I have a great big folder – and it’s getting bigger all the time – in the lower left-hand corner of my desk. I’ve had it for as long as I can remember, ever since I started the agency, and I call it "Corny Language." Whenever I hear a phrase in conversation or any place which strikes me as being particularly apt in expressing an idea or bringing it to life or accentuating the smell of it, the looks of it or anything else – or expressing any kind of an idea – I scribble it down and stick it in there.

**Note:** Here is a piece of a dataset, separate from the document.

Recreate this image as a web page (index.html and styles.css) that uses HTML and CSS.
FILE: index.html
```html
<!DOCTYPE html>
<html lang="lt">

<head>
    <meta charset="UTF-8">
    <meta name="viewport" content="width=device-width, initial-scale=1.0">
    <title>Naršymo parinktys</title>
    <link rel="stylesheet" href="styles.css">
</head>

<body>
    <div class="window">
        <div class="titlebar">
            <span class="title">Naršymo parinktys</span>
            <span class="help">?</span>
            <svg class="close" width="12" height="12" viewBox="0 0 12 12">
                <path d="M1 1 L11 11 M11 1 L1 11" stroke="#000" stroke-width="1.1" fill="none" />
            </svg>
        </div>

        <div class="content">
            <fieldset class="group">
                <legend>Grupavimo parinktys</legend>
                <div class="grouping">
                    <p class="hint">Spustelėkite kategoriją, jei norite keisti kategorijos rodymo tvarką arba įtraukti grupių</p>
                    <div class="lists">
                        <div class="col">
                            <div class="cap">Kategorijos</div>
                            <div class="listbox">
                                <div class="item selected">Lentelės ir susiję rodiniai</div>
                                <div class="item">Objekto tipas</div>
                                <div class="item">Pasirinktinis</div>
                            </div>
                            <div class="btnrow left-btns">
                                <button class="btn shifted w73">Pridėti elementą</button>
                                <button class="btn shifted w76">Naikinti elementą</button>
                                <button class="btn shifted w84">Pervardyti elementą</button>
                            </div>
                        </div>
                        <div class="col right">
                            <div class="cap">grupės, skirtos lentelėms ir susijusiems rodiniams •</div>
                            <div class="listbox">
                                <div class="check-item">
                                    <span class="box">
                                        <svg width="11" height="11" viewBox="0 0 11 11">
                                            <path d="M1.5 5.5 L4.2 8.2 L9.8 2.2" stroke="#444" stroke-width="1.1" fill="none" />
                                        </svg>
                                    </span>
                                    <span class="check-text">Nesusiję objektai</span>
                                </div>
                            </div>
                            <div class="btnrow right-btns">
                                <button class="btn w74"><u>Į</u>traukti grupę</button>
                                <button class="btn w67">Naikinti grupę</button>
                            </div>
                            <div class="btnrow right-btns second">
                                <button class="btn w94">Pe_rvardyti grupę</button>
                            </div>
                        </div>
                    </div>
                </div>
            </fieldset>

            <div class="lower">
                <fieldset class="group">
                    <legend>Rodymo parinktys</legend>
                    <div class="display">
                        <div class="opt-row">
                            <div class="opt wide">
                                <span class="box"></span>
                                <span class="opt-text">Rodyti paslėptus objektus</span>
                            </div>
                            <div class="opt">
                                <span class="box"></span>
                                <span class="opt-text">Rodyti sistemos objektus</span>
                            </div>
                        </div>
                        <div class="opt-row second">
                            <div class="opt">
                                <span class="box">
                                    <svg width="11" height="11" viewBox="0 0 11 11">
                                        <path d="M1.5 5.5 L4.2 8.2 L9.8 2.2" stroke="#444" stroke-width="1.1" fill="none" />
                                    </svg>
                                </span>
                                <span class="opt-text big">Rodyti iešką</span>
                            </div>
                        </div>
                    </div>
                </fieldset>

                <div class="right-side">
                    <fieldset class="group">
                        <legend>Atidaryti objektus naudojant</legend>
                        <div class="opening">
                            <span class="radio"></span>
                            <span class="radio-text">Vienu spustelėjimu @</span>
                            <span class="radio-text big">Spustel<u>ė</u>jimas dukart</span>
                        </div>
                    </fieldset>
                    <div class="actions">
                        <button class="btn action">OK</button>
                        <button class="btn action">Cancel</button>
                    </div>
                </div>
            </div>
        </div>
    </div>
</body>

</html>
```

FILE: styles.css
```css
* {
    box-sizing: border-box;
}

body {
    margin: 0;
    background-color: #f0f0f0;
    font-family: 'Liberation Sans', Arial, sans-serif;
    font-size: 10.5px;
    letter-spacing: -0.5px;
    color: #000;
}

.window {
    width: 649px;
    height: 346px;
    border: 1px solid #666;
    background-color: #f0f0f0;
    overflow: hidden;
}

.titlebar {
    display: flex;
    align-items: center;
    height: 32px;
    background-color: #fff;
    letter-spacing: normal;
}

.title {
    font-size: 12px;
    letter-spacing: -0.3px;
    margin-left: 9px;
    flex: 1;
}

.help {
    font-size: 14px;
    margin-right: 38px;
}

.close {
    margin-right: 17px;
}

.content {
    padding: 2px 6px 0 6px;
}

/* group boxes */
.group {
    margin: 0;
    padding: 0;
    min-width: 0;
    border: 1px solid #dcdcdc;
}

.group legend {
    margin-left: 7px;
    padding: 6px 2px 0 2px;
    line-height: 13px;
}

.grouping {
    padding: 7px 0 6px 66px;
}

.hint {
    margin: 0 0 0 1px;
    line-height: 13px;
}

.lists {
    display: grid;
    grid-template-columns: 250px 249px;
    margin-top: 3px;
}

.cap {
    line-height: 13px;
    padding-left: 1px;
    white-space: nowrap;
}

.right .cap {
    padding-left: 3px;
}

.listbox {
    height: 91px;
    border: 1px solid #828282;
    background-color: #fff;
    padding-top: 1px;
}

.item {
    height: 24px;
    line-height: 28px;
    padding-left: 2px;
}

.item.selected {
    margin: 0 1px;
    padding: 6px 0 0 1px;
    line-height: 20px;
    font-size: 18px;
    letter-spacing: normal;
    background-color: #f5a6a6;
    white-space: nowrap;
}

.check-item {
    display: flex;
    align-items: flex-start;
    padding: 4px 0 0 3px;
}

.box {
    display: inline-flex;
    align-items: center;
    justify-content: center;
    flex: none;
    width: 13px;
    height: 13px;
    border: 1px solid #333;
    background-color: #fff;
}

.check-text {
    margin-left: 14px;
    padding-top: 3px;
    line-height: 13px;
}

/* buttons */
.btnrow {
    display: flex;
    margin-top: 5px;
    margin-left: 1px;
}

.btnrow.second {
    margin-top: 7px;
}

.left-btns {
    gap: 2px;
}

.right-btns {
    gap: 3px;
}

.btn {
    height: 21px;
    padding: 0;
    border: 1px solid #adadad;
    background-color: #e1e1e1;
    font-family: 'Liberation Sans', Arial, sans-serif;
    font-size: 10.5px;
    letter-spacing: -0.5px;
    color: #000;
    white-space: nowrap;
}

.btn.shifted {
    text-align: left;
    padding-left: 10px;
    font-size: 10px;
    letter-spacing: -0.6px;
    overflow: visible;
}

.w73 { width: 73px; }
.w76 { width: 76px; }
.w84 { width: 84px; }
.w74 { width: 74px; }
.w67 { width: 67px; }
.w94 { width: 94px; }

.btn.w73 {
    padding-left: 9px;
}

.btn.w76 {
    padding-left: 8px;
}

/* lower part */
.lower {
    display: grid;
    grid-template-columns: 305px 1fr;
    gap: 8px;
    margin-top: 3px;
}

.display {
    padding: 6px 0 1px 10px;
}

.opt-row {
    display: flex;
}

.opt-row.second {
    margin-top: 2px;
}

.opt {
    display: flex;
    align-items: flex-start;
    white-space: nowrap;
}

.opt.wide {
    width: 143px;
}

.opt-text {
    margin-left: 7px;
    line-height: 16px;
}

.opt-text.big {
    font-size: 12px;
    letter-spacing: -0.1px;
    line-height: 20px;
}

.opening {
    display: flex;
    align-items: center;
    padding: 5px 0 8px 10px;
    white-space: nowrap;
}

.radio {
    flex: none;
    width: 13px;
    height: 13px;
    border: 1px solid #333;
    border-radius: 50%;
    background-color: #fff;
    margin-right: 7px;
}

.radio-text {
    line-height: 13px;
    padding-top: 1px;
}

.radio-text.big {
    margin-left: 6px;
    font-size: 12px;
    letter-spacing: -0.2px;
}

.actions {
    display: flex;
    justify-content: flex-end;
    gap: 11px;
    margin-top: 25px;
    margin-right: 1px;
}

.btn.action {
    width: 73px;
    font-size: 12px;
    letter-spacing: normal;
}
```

Then about three or four times a year, I run through there and throw a lot of stuff out and pick out things which seem to me to apply to some of the work that is going on in the shop and write a memo about it. So my ear is always tuned for putting usual things in unusual relationships that get attention and aptly express an idea. I call this Corny Language, and I have always done that. I also have another file which is a bulging one – Ads Worth Saving – which I’ve had for some 25 years. I go through them.

Your own and others?

Others – I go through magazines every week. I read the New York Times every morning as well as the Chicago papers, the Wall Street Journal – and I rip out ads that for one reason or another strikes me as being effective communications, either in the manner of their presentation or in the headline or for some other reason. And about twice a year, I riffle through that file – not with the idea of copying anything but it’s apt to trigger something that could apply to something else that we’re doing.